We subtract the old raw counter from the current raw counter, and divide it by the duration (5 minutes, or 300 seconds):

(4837- 1752) / 300 = 3085 / 300 = 10.28333 read operations per second.

---------------------------------------------------------------------------------------------------------------------------------------------------------------

Our issue is that while this makes sense to us, and we've been able to use this method to verify that it works with one volume, other volumes tend to have drastically higher rates compared to the OnCommand Unified Manger which we are using to verify our calculations and ensure they are accurate. We take a component, calculate a metric rate for a given time period, and then compare it to OCUM performance data at that given time.

Questions:

1) Why would a comparison for one volume match OCUM performance data graphs, but not other volumes?

2) Is this method accurate/reliable?

3) Are there any mistakes in the calculations we are performing?

4) Is there a way to obtain historical performance data from the CLI?

Thanks,

Mark

paul_stejskal · ‎2020-12-18

UM offers a date filter in the volume performance view.
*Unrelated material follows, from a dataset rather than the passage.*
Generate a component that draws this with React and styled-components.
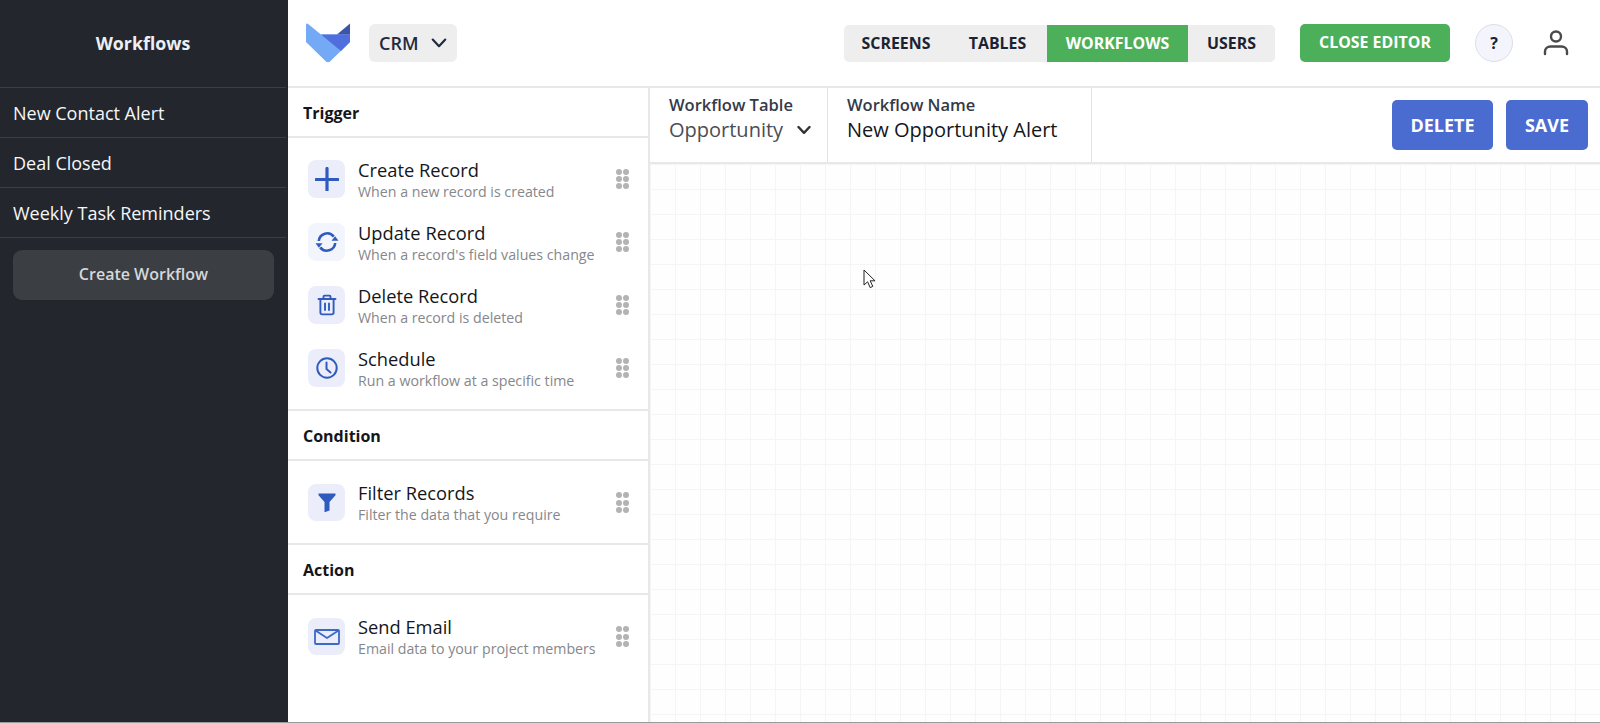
import React from "react";
import styled, { createGlobalStyle } from "styled-components";

const GlobalStyle = createGlobalStyle`
  html, body { margin: 0; padding: 0; height: 100%; background: #fff; }
  body { font-family: "Open Sans", "Liberation Sans", sans-serif; overflow: hidden; }
  * { box-sizing: border-box; }
`;

const Page = styled.div`
  display: flex;
  width: 1600px;
  height: 723px;
  border-bottom: 1px solid #9b9b9b;
`;

const Sidebar = styled.aside`
  width: 288px;
  flex-shrink: 0;
  background: #23262d;
  color: #fff;
`;

const SidebarTitle = styled.div`
  height: 88px;
  padding-bottom: 2px;
  display: flex;
  align-items: center;
  justify-content: center;
  font-size: 17.8px;
  font-weight: 700;
  color: #eceff4;
  border-bottom: 1px solid #3a3e45;
  margin-right: 2px;
`;

const SidebarItem = styled.div`
  height: 50px;
  padding: 0 13px;
  display: flex;
  align-items: center;
  font-size: 18px;
  color: #f5f6f8;
  border-bottom: 1px solid #3a3e45;
  margin-right: 2px;
`;

const CreateButton = styled.div`
  height: 50px;
  margin: 12px 14px 0 13px;
  padding-bottom: 2px;
  display: flex;
  align-items: center;
  justify-content: center;
  background: #3b3e42;
  border-radius: 9px;
  color: #d5d7da;
  font-size: 16px;
  font-weight: 600;
`;

const Main = styled.main`
  flex: 1;
  display: flex;
  flex-direction: column;
  min-width: 0;
`;

const TopBar = styled.header`
  height: 88px;
  flex-shrink: 0;
  display: flex;
  align-items: center;
  padding: 0 31px 0 18px;
  border-bottom: 2px solid #e8e8e8;
`;

const Logo = styled.svg`
  width: 44px;
  height: 40px;
  margin-right: 19px;
  flex-shrink: 0;
`;

const AppSelect = styled.div`
  width: 88px;
  height: 38px;
  padding-left: 10px;
  display: flex;
  align-items: center;
  gap: 12px;
  background: #eeeeee;
  border-radius: 6px;
  color: #1f2a3d;
  font-size: 18px;
  font-weight: 600;
`;

const Tabs = styled.nav`
  margin: 1px 0 0 auto;
  display: flex;
  height: 37px;
  background: #eeeeee;
  border-radius: 5px;
  overflow: hidden;
`;

const Tab = styled.div`
  display: flex;
  align-items: center;
  justify-content: center;
  width: ${(p) => p.$width}px;
  padding-bottom: 1px;
  font-size: 15.9px;
  font-weight: 700;
  color: ${(p) => (p.$active ? "#fff" : "#1b2333")};
  background: ${(p) => (p.$active ? "#4caf5a" : "transparent")};
`;

const CloseEditor = styled.div`
  width: 150px;
  height: 38px;
  margin-left: 25px;
  padding-bottom: 2px;
  display: flex;
  align-items: center;
  justify-content: center;
  background: #4caf5a;
  border-radius: 5px;
  color: #fff;
  font-size: 15.9px;
  font-weight: 700;
`;

const HelpButton = styled.div`
  width: 38px;
  height: 38px;
  margin-left: 25px;
  display: flex;
  align-items: center;
  justify-content: center;
  border: 1px solid #dcdfe8;
  border-radius: 50%;
  background: #f3f4fc;
  color: #1b2333;
  font-size: 16px;
  font-weight: 700;
`;

const UserIcon = styled.svg`
  width: 26px;
  height: 28px;
  margin-left: 30px;
  flex-shrink: 0;
`;

const Body = styled.div`
  flex: 1;
  display: flex;
  min-height: 0;
`;

const Palette = styled.section`
  width: 362px;
  flex-shrink: 0;
  border-right: 2px solid #e8e8e8;
`;

const SectionTitle = styled.div`
  height: 50px;
  padding: 2px 0 0 15px;
  display: flex;
  align-items: center;
  font-size: 16px;
  font-weight: 700;
  color: #14161a;
  border-bottom: 2px solid #e8e8e8;
`;

const Blocks = styled.div`
  display: flex;
  flex-direction: column;
  gap: 25px;
  padding: ${(p) => p.$top}px 0 ${(p) => p.$bottom}px 20px;
  border-bottom: ${(p) => (p.$last ? "0" : "2px solid #e8e8e8")};
`;

const Block = styled.div`
  display: flex;
  align-items: center;
  height: ${(p) => p.$height}px;
`;

const BlockIcon = styled.div`
  width: 37px;
  height: 100%;
  margin-right: 13px;
  flex-shrink: 0;
  display: flex;
  align-items: center;
  justify-content: center;
  background: ${(p) => (p.$light ? "#f3f5fd" : "#ebeefa")};
  border-radius: 8px;
`;

const BlockText = styled.div`
  flex: 1;
  min-width: 0;
  margin-top: ${(p) => p.$nudge}px;
`;

const BlockName = styled.div`
  font-size: 18.3px;
  line-height: 22px;
  color: #14161a;
`;

const BlockHint = styled.div`
  font-size: 14.2px;
  line-height: 22px;
  color: #85878c;
  white-space: nowrap;
`;

const Grip = styled.div`
  width: 13px;
  margin-right: 19px;
  flex-shrink: 0;
  display: grid;
  grid-template-columns: 6px 6px;
  gap: 1.2px 1px;
`;

const GripDot = styled.span`
  width: 6px;
  height: 6px;
  border-radius: 50%;
  background: #b3b3b3;
`;

const Editor = styled.section`
  flex: 1;
  display: flex;
  flex-direction: column;
  min-width: 0;
`;

const EditorBar = styled.div`
  height: 76px;
  flex-shrink: 0;
  display: flex;
  padding-right: 12px;
  border-bottom: 2px solid #e8e8e8;
`;

const Field = styled.div`
  width: ${(p) => p.$width}px;
  padding: 6px 0 0 19px;
  border-right: 1px solid #e3e3e3;
`;

const FieldLabel = styled.div`
  font-size: 16.5px;
  line-height: 22px;
  font-weight: 600;
  color: #333a4a;
`;

const FieldValue = styled.div`
  display: flex;
  align-items: center;
  gap: 14px;
  font-size: 20px;
  line-height: 28px;
  white-space: nowrap;
  color: ${(p) => (p.$muted ? "#4a4d55" : "#14161a")};
`;

const EditorButton = styled.div`
  width: ${(p) => p.$width}px;
  height: 50px;
  margin: 12px 0 0 ${(p) => p.$gap}px;
  display: flex;
  align-items: center;
  justify-content: center;
  background: #4a6bd0;
  border-radius: 5px;
  color: #fff;
  font-size: 18px;
  font-weight: 700;
`;

const Canvas = styled.div`
  flex: 1;
  position: relative;
  background-color: #fefefe;
  background-image:
    linear-gradient(to right, #f5f5f5 1px, transparent 1px),
    linear-gradient(to bottom, #f5f5f5 1px, transparent 1px);
  background-size: 25px 25px;
`;

const Pointer = styled.svg`
  position: absolute;
  left: 213px;
  top: 105px;
  width: 14px;
  height: 20px;
`;

const Chevron = ({ size = 14, stroke = "#1f2a3d", width = 2 }) => (
  <svg width={size} height={size} viewBox="0 0 14 14" fill="none">
    <path d="M1.5 4 7 9.8 12.5 4" stroke={stroke} strokeWidth={width} strokeLinecap="round" strokeLinejoin="round" />
  </svg>
);

const PlusGlyph = () => (
  <svg width="24" height="24" viewBox="0 0 24 24" fill="none">
    <path d="M12 1.5v22M1 12.5h22" stroke="#2f5bbf" strokeWidth="3.2" strokeLinecap="round" />
  </svg>
);

const RefreshGlyph = () => (
  <svg width="24" height="24" viewBox="0 0 24 24" fill="none">
    <path d="M3.8 11a8.4 8.4 0 0 1 15-4.4" stroke="#2f5bbf" strokeWidth="2.6" />
    <path d="M20.2 13a8.4 8.4 0 0 1-15 4.4" stroke="#2f5bbf" strokeWidth="2.6" />
    <path d="M23.5 10.8h-7l3.6-4.6z" fill="#2f5bbf" />
    <path d="M0.5 13.2h7l-3.6 4.6z" fill="#2f5bbf" />
  </svg>
);

const TrashGlyph = () => (
  <svg width="20" height="22" viewBox="0 0 20 22" fill="none" stroke="#2f5bbf" strokeWidth="1.9" strokeLinecap="round" strokeLinejoin="round">
    <path d="M1.5 5h17" />
    <path d="M6.5 5V2.6c0-.6.4-1 1-1h5c.6 0 1 .4 1 1V5" />
    <path d="M3.4 5v13.6c0 1 .8 1.8 1.8 1.8h9.6c1 0 1.8-.8 1.8-1.8V5" />
    <path d="M8 9.5v6.5M12 9.5v6.5" />
  </svg>
);

const ClockGlyph = () => (
  <svg width="22" height="22" viewBox="0 0 22 22" fill="none" stroke="#2f5bbf" strokeWidth="2" strokeLinecap="round" strokeLinejoin="round">
    <circle cx="11" cy="11" r="9.7" />
    <path d="M10.5 5.5V12l4 3.5" />
  </svg>
);

const FunnelGlyph = () => (
  <svg width="18" height="19" viewBox="0 0 18 19" fill="#2f5bbf">
    <path d="M0.5 0.5h17v1.8l-6 6.6v8.6l-5 1.8V8.9l-6-6.6z" />
  </svg>
);

const MailGlyph = () => (
  <svg width="26" height="16" viewBox="0 0 26 16" fill="none" stroke="#3c68c6" strokeWidth="1.8" strokeLinejoin="round">
    <rect x="1" y="1" width="24" height="14" rx="1" />
    <path d="M1.5 1.5 13 9l11.5-7.5" />
  </svg>
);

const triggerBlocks = [
  { name: "Create Record", hint: "When a new record is created", icon: <PlusGlyph /> },
  { name: "Update Record", hint: "When a record's field values change", icon: <RefreshGlyph />, light: true },
  { name: "Delete Record", hint: "When a record is deleted", icon: <TrashGlyph /> },
  { name: "Schedule", hint: "Run a workflow at a specific time", icon: <ClockGlyph /> },
];

const conditionBlocks = [
  { name: "Filter Records", hint: "Filter the data that you require", icon: <FunnelGlyph /> },
];

const actionBlocks = [
  { name: "Send Email", hint: "Email data to your project members", icon: <MailGlyph /> },
];

const BlockList = ({ items, last, top = 23, bottom = 22, height = 37, nudge = 3 }) => (
  <Blocks $last={last} $top={top} $bottom={bottom}>
    {items.map((item) => (
      <Block key={item.name} $height={height}>
        <BlockIcon $light={item.light}>{item.icon}</BlockIcon>
        <BlockText $nudge={nudge}>
          <BlockName>{item.name}</BlockName>
          <BlockHint>{item.hint}</BlockHint>
        </BlockText>
        <Grip>
          {[0, 1, 2, 3, 4, 5].map((n) => (
            <GripDot key={n} />
          ))}
        </Grip>
      </Block>
    ))}
  </Blocks>
);

const App = () => {
  return (
    <Page>
      <GlobalStyle />
      <Sidebar>
        <SidebarTitle>Workflows</SidebarTitle>
        <SidebarItem>New Contact Alert</SidebarItem>
        <SidebarItem>Deal Closed</SidebarItem>
        <SidebarItem>Weekly Task Reminders</SidebarItem>
        <CreateButton>Create Workflow</CreateButton>
      </Sidebar>
      <Main>
        <TopBar>
          <Logo viewBox="0 0 44 40">
            <path d="M1.5 0.5 15 11.5H44V19L24 38.5Q22 40 20 38.5L0 19V2Q0 0 1.5 0.5z" fill="#74a9f6" />
            <path d="M15 11.5H44V19L35 28z" fill="#4f6fdf" />
            <path d="M31 11.5 44 0.5V11.5z" fill="#3d55a8" />
          </Logo>
          <AppSelect>
            CRM
            <Chevron size={16} width={1.9} />
          </AppSelect>
          <Tabs>
            <Tab $width={104}>SCREENS</Tab>
            <Tab $width={99}>TABLES</Tab>
            <Tab $width={141} $active>WORKFLOWS</Tab>
            <Tab $width={87}>USERS</Tab>
          </Tabs>
          <CloseEditor>CLOSE EDITOR</CloseEditor>
          <HelpButton>?</HelpButton>
          <UserIcon viewBox="0 0 26 28" fill="none" stroke="#4a4a4a" strokeWidth="2.4" strokeLinecap="round">
            <circle cx="13" cy="7.5" r="5" />
            <path d="M2 25v-2.5c0-3 2.5-5 5.5-5h11c3 0 5.5 2 5.5 5V25" />
          </UserIcon>
        </TopBar>
        <Body>
          <Palette>
            <SectionTitle>Trigger</SectionTitle>
            <BlockList items={triggerBlocks} top={22} height={38} nudge={4} />
            <SectionTitle>Condition</SectionTitle>
            <BlockList items={conditionBlocks} />
            <SectionTitle>Action</SectionTitle>
            <BlockList items={actionBlocks} last />
          </Palette>
          <Editor>
            <EditorBar>
              <Field $width={178}>
                <FieldLabel>Workflow Table</FieldLabel>
                <FieldValue $muted>
                  Opportunity
                  <Chevron size={14} stroke="#333" width={2.4} />
                </FieldValue>
              </Field>
              <Field $width={264}>
                <FieldLabel>Workflow Name</FieldLabel>
                <FieldValue>New Opportunity Alert</FieldValue>
              </Field>
              <EditorButton $width={101} $gap={300}>DELETE</EditorButton>
              <EditorButton $width={82} $gap={13}>SAVE</EditorButton>
            </EditorBar>
            <Canvas>
              <Pointer viewBox="0 0 14 20">
                <path d="M1 1v15l3.6-3.2 2.6 5.8 2.6-1.2-2.6-5.6H12z" fill="#fff" stroke="#222" strokeWidth="1" strokeLinejoin="round" />
              </Pointer>
            </Canvas>
          </Editor>
        </Body>
      </Main>
    </Page>
  );
};

export default App;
There is an example here: https://kb.netapp.com/Advice_and_Troubleshooting/Data_Infrastructure_Management/Active_IQ_Unified_Manager/How_to_monitor_volume_latency_from_ActiveIQ_...

If you wish to follow up, I will be unavailable until Monday. If you need immediate assistance, please open a case and we'll be glad to help. You can reference this thread in the case.

View solution in original post

paul_stejskal · ‎2020-12-18

This is because volume level is the WAFL layer, and WAFL is 64k max. IOPs can be up to 1 MB (or even bigger) at the LUN or CIFS/NFS layer. AIQUM shows the op size at the protocol layer.

If your application is requesting 256kB reads (SQL query for example), then you may see 500 IOPs in UM, but 2000 in statistics volume.

Does that match up with what you are seeing?

markccollins · ‎2020-12-18

@paul_stejskal That actually sounds very similar to what we're experiencing! Thank you for your explanation, that helps us understand it more.

If that's the case, is there any way we can get CLI statistics to use op size at the protocol layer so that we can match what is shown in UM?

paul_stejskal · ‎2020-12-18

You can use qos statistics volume performance show.

I've gotta update some KBs. I don't recall which version this changed but UM used to use stats volume. I think it may be as recent as OCUM 9.5 where it used volume stats.

markccollins · ‎2020-12-18

@paul_stejskal Hmm, qos statistics volume performance show only allows us to view performance in real time, and I haven't seen any options in the documentation that would allow us to output raw counters like we do with "statistics show -raw -object volume".

Are there any other options for us to query or record+calculate historical performance through the CLI that would return metrics at the protocol layer?

paul_stejskal · ‎2020-12-18

AIQUM will show workload statistics, and Harvest will give volume level statistics (stats volume).

https://kb.netapp.com/Advice_and_Troubleshooting/Data_Infrastructure_Management/Active_IQ_Unified_Manager/Why_is_there_a_difference_between_statistics... <-KB I just created.

markccollins · ‎2020-12-18

@paul_stejskal It sounds like we won't be able to utilize the CLI for these purposes then.

I'm unsure if I should make a new thread for this topic:
Given that it has a database storing all of the performance that it creates its graphs from, is there a way to obtain historical performance data via the OCUM?
The API endpoint /rest/volumes appears to return point-in-time performance data but I haven't found any filters for specifying a start/end time for historical data.

paul_stejskal · ‎2020-12-18

UM offers a date filter in the volume performance view. There is an example here: https://kb.netapp.com/Advice_and_Troubleshooting/Data_Infrastructure_Management/Active_IQ_Unified_Manager/How_to_monitor_volume_latency_from_ActiveIQ_...

If you wish to follow up, I will be unavailable until Monday. If you need immediate assistance, please open a case and we'll be glad to help. You can reference this thread in the case.